Eignung für Stiftungen. Das mittelständische Unternehmen hat sich schon in vielen erneuerbaren Energiebereichen versucht, hat sich in ihren Ergebnissen 2014 steigern können gegenüber dem Vorjahr und konnte auf bisherige Genussrechte Zinszahlungen leisten. Die Diversifikation bringt einerseits ein geringes Gesamtrisiko mit sich, andererseits erschwert es, mit größeren Wettbewerbern mitzuhalten, beispielsweise im Rahmen von Ausschreibungen. Gut ist, dass keine Vertriebsprovisionen anfallen. Die versprochenen Zinsen sind im Vergleich zu den bestehenden Risiken recht niedrig.

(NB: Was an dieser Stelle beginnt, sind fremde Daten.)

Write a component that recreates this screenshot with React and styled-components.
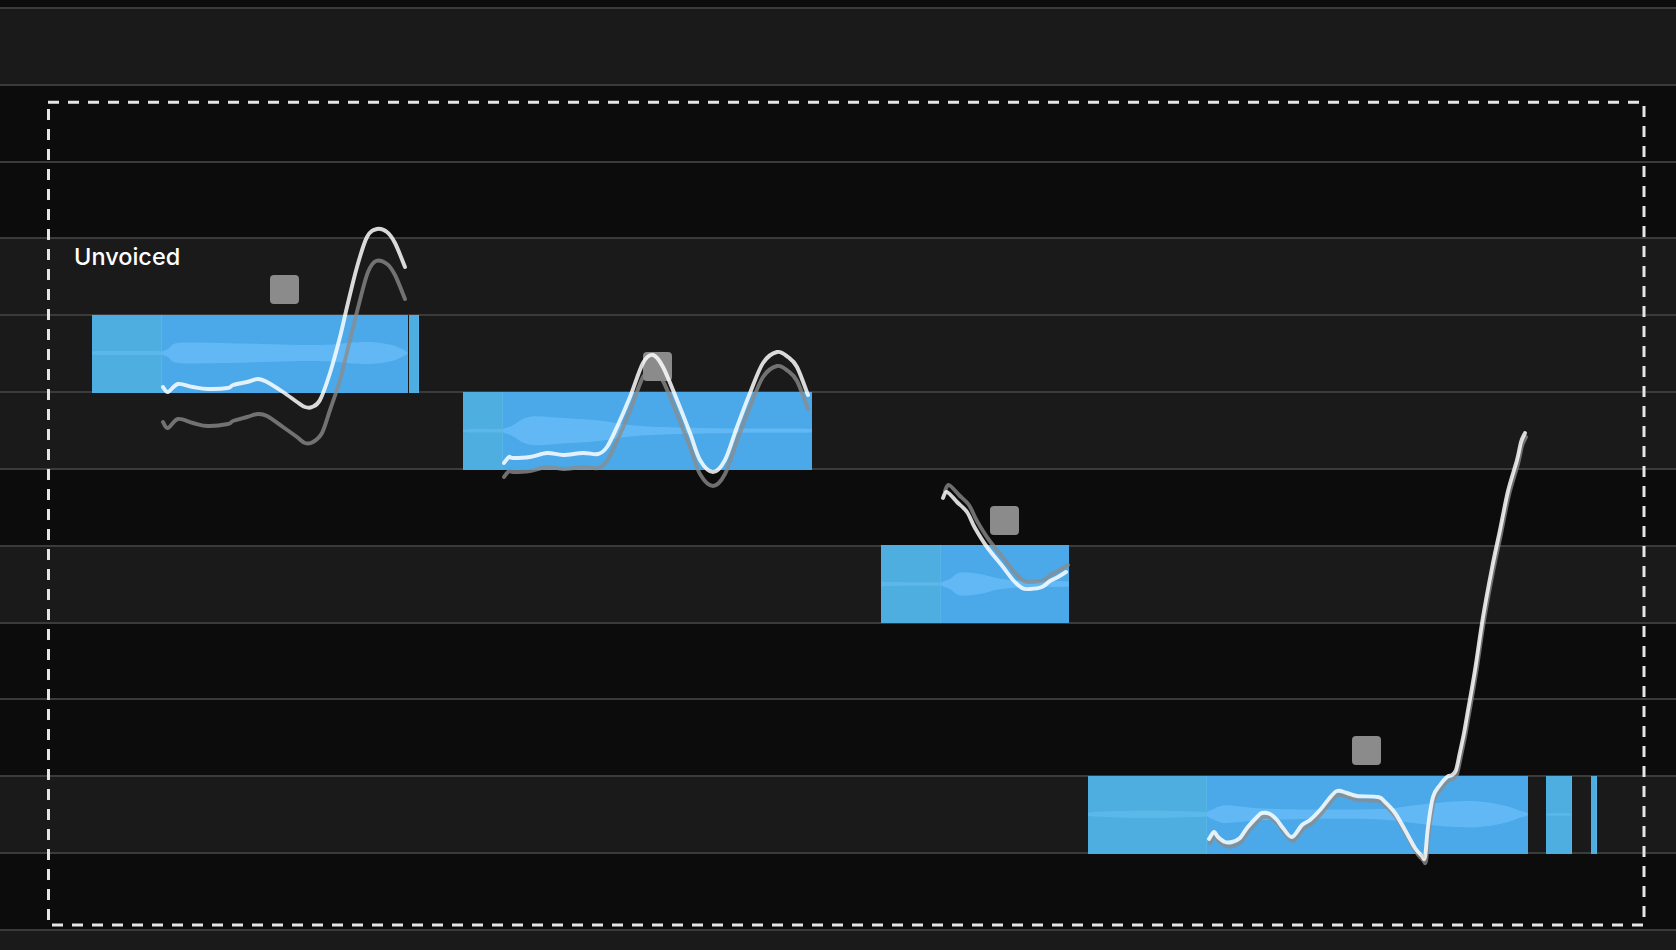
import React from 'react';
import styled, { createGlobalStyle } from 'styled-components';

const ROW = 76.83;
const TOP = 7;

const GlobalStyle = createGlobalStyle`
  html, body { margin: 0; padding: 0; background: #0c0c0c; }
  body { font-family: Inter, "Liberation Sans", sans-serif; overflow: hidden; }
`;

const Editor = styled.div`
  position: relative;
  width: 1676px;
  height: 950px;
  overflow: hidden;
  background: #0c0c0c;
`;

const Lanes = styled.div`
  display: flex;
  flex-direction: column;
  height: 100%;
  padding-top: ${TOP}px;
  box-sizing: border-box;
`;

const Lane = styled.div`
  flex: ${p => (p.$last ? '1 1 auto' : `0 0 ${ROW}px`)};
  box-sizing: border-box;
  border-top: 2px solid #3b3b3b;
  background: ${p => (p.$light ? '#1a1a1a' : '#0c0c0c')};
`;

const Canvas = styled.div`
  position: absolute;
  inset: 0;
`;

const Note = styled.div`
  position: absolute;
  left: ${p => p.$x}px;
  top: ${p => TOP + p.$row * ROW + 0.5}px;
  width: ${p => p.$w}px;
  height: 78px;
  display: flex;
`;

const NoteHead = styled.div`
  position: relative;
  flex: 0 0 ${p => p.$w}px;
  background: #4eaedf;
  box-shadow: inset -1px 0 0 rgba(110, 190, 245, 0.35);
`;

const NoteBody = styled.div`
  position: relative;
  flex: 1 1 auto;
  background: #4ba8e9;
`;

const Wave = styled.svg`
  position: absolute;
  inset: 0;
  width: 100%;
  height: 100%;
  display: block;
`;

const Divider = styled.div`
  flex: 0 0 1px;
  background: #1a1a1a;
`;

const Handle = styled.div`
  position: absolute;
  left: ${p => p.$x}px;
  top: ${p => p.$y}px;
  width: 29px;
  height: 29px;
  border-radius: 4px;
  background: #8b8b8b;
`;

const Label = styled.div`
  position: absolute;
  left: 74px;
  top: 245px;
  font-family: Inter, "Liberation Sans", sans-serif;
  font-size: 23.5px;
  font-weight: 500;
  line-height: 24px;
  color: #ffffff;
  white-space: nowrap;
`;

const Overlay = styled.svg`
  position: absolute;
  inset: 0;
  width: 1676px;
  height: 950px;
  pointer-events: none;
`;

function smooth(pts, closed = false) {
  const n = pts.length;
  const get = i => {
    if (closed) return pts[(i + n) % n];
    return pts[Math.max(0, Math.min(n - 1, i))];
  };
  let d = `M${pts[0][0]},${pts[0][1]}`;
  const last = closed ? n : n - 1;
  for (let i = 0; i < last; i++) {
    const p0 = get(i - 1), p1 = get(i), p2 = get(i + 1), p3 = get(i + 2);
    const c1x = p1[0] + (p2[0] - p0[0]) / 6, c1y = p1[1] + (p2[1] - p0[1]) / 6;
    const c2x = p2[0] - (p3[0] - p1[0]) / 6, c2y = p2[1] - (p3[1] - p1[1]) / 6;
    d += ` C${c1x.toFixed(2)},${c1y.toFixed(2)} ${c2x.toFixed(2)},${c2y.toFixed(2)} ${p2[0]},${p2[1]}`;
  }
  return closed ? d + ' Z' : d;
}

function envelope(half, c) {
  const top = half.map(([x, h]) => [x, +(c - h).toFixed(2)]);
  const bot = half.slice().reverse().map(([x, h]) => [x, +(c + h).toFixed(2)]);
  return smooth(top.concat(bot), true);
}

const shift = (pts, dx, dy) => pts.map(([x, y]) => [x + dx, y + dy]);

const notes = [
  {
    x: 92, w: 316, row: 4, head: 70, center: 38,
    headWave: [[0, 1.5], [20, 2], [50, 2], [70, 1.5]],
    bodyWave: [[0, 1.5], [6, 4], [13, 9.5], [30, 10.5], [60, 10], [100, 9], [138, 8], [170, 8.5], [190, 10.5], [212, 10.8], [230, 8], [240, 4], [245, 1]],
  },
  {
    x: 463, w: 349, row: 5, head: 40, center: 38.7,
    headWave: [[0, 1], [10, 1.8], [30, 1.8], [40, 1.5]],
    bodyWave: [[0, 1.5], [9, 5], [27, 14], [60, 12.8], [94, 10.5], [127, 5.8], [160, 3.7], [227, 2.2], [307, 1.8]],
  },
  {
    x: 881, w: 188, row: 7, head: 60, center: 39,
    headWave: [[0, 2.2], [6, 2], [30, 1.8], [60, 1.5]],
    bodyWave: [[0, 1.5], [9, 5], [19, 11.5], [39, 10], [59, 5.3], [85, 3], [127, 2.5]],
  },
  {
    x: 1088, w: 440, row: 10, head: 119, center: 38.2,
    headWave: [[0, 1.5], [20, 3], [60, 3.8], [100, 3], [119, 2]],
    bodyWave: [[0, 2], [6, 5], [16, 8.7], [30, 8], [56, 5.8], [106, 4.7], [173, 5.3], [206, 8.8], [240, 12.3], [270, 13], [296, 9], [313, 3.5], [320, 1.5]],
  },
  { x: 1546, w: 26, row: 10, head: 26, center: 38.5, headWave: [[0, 1], [26, 1]] },
  { x: 1591, w: 6, row: 10, head: 6, center: 38.5 },
];

const handles = [
  [270, 275], [643, 352], [990, 506], [1352, 736],
];

const curveA = [[163,387],[168,392],[178,384],[193,387],[208,389],[228,388],[233,385],[247,382],[258,379],[267,382],[283,392],[297,402],[305,407],[312,407],[320,400],[330,373],[340,337],[347,307],[357,267],[367,237],[377,229],[387,232],[395,243],[405,267]];
const curveAGray = [[163,422],[168,428],[178,419],[193,423],[208,426],[228,424],[233,421],[247,417],[258,414],[267,416],[283,427],[297,437],[305,443],[313,442],[322,433],[330,410],[340,380],[350,340],[360,300],[368,272],[376,261],[387,264],[395,275],[405,299]];
const curveB = [[504,463],[509,457],[513,458],[530,457],[547,453],[563,455],[583,453],[598,454],[607,447],[617,427],[630,397],[643,363],[653,355],[663,367],[677,400],[690,433],[700,460],[713,472],[725,460],[737,427],[750,393],[763,363],[777,352],[788,357],[797,367],[808,395]];
const curveC = [[943,498],[947,492],[957,502],[967,512],[975,528],[987,547],[1003,567],[1013,580],[1022,588],[1030,589],[1042,587],[1050,581],[1058,577],[1066,572]];
const curveD = [[1209,839],[1214,832],[1218,837],[1225,842],[1232,842],[1240,838],[1247,828],[1257,817],[1262,813],[1270,814],[1277,820],[1283,828],[1292,837],[1302,825],[1310,820],[1320,810],[1328,800],[1337,791],[1347,793],[1357,796],[1378,797],[1385,802],[1395,813],[1405,830],[1415,848],[1422,856],[1425,857],[1428,827],[1433,797],[1440,785],[1447,777],[1452,775],[1456,770],[1460,752],[1464,733],[1467,716],[1475,670],[1483,617],[1492,568],[1500,530],[1508,491],[1517,460],[1521,442],[1525,433]];

const grayCurves = [curveAGray, shift(curveB, 0, 14), shift(curveC, 2, -7), shift(curveD, 1, 4)];
const whiteCurves = [curveA, curveB, curveC, curveD];

const laneLight = [true, false, false, true, true, true, false, true, false, false, true, false, true];

function NoteBlock({ n }) {
  return (
    <Note $x={n.x} $w={n.w} $row={n.row}>
      <NoteHead $w={n.head}>
        {n.headWave && (
          <Wave viewBox={`0 0 ${n.head} 78`} preserveAspectRatio="none">
            <path d={envelope(n.headWave, n.center)} fill="#5cb8e8" />
          </Wave>
        )}
      </NoteHead>
      {n.bodyWave && (
        <NoteBody>
          <Wave viewBox={`0 0 ${n.w - n.head} 78`} preserveAspectRatio="none">
            <path d={envelope(n.bodyWave, n.center)} fill="#62b8f5" />
          </Wave>
        </NoteBody>
      )}
    </Note>
  );
}

export default function App() {
  return (
    <>
      <GlobalStyle />
      <Editor>
        <Lanes>
          {laneLight.map((l, i) => (
            <Lane key={i} $light={l} $last={i === laneLight.length - 1} />
          ))}
        </Lanes>
        <Canvas>
          {notes.map((n, i) => (
            <NoteBlock key={i} n={n} />
          ))}
          <Note $x={408} $w={11} $row={4}>
            <Divider />
            <NoteHead $w={10} />
          </Note>
          {handles.map(([x, y], i) => (
            <Handle key={i} $x={x} $y={y} />
          ))}
          <Label>Unvoiced</Label>
          <Overlay viewBox="0 0 1676 950">
            <g fill="none" strokeLinecap="round" strokeLinejoin="round">
              {grayCurves.map((c, i) => (
                <path key={'g' + i} d={smooth(c)} stroke="rgba(140,140,140,0.78)" strokeWidth="3.9" />
              ))}
              {whiteCurves.map((c, i) => (
                <path key={'w' + i} d={smooth(c)} stroke="rgba(255,255,255,0.84)" strokeWidth="3.9" />
              ))}
            </g>
            <g stroke="#e6e6e6" strokeWidth="3" strokeDasharray="11 9" fill="none">
              <path d="M48,102.3 H1645" />
              <path d="M48.5,109 V926" />
              <path d="M1644,106 V926" />
              <path d="M52,925 H1645" />
            </g>
          </Overlay>
        </Canvas>
      </Editor>
    </>
  );
}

fondstelegramm-Meinung. Solarcomplex ist ein mittelständiges, regional tätiges Unternehmen, das sich nicht auf eine erneuerbare Energieart spezialisiert hat, sondern in verschiedenen Bereichen mit kleinen bis mittleren Projekten unterwegs ist. Entscheidende Einflüsse einzelner Aktionäre auf die Unternehmenstätigkeit gibt es nicht. Das Geschäftsjahr 2014 zeigte bessere Ergebnisse als das Vorjahr. Auch in Zukunft werden erneuerbare Energien ein gesellschaftlich gewolltes Betätigungsfeld sein, wenngleich einige Umstände es insbesondere kleineren Anbietern oft schwerer machen. So wird sich Solarkomplex nicht mit Wettbewerbern an einen Tisch setzen, um EEG-Förderungen für Freiflächen-Photovoltaikanlagen im Rahmen von Ausschreibungsverfahren zu ergattern. Hier setzt der Anbieter primär auf Gewerbetreibende, die ihre Energie selbst nutzen wollen. Auch die derzeit niedrigen Heizölpreise wirken sich eher belastend auf den Anbieter aus. Nichtsdestotrotz konnte Solarcomplex bisher die versprochenen Zinsen auf ihre schon bestehenden Genussrechtstranchen zahlen. Nach Steuern bleibt für die hier angebotenen Genussscheine nur recht wenig für die Genussscheininhaber übrig.

Anleger sind offensichtlich bereit, immer geringere Renditen mit verbundenen höheren Risiken zu akzeptieren.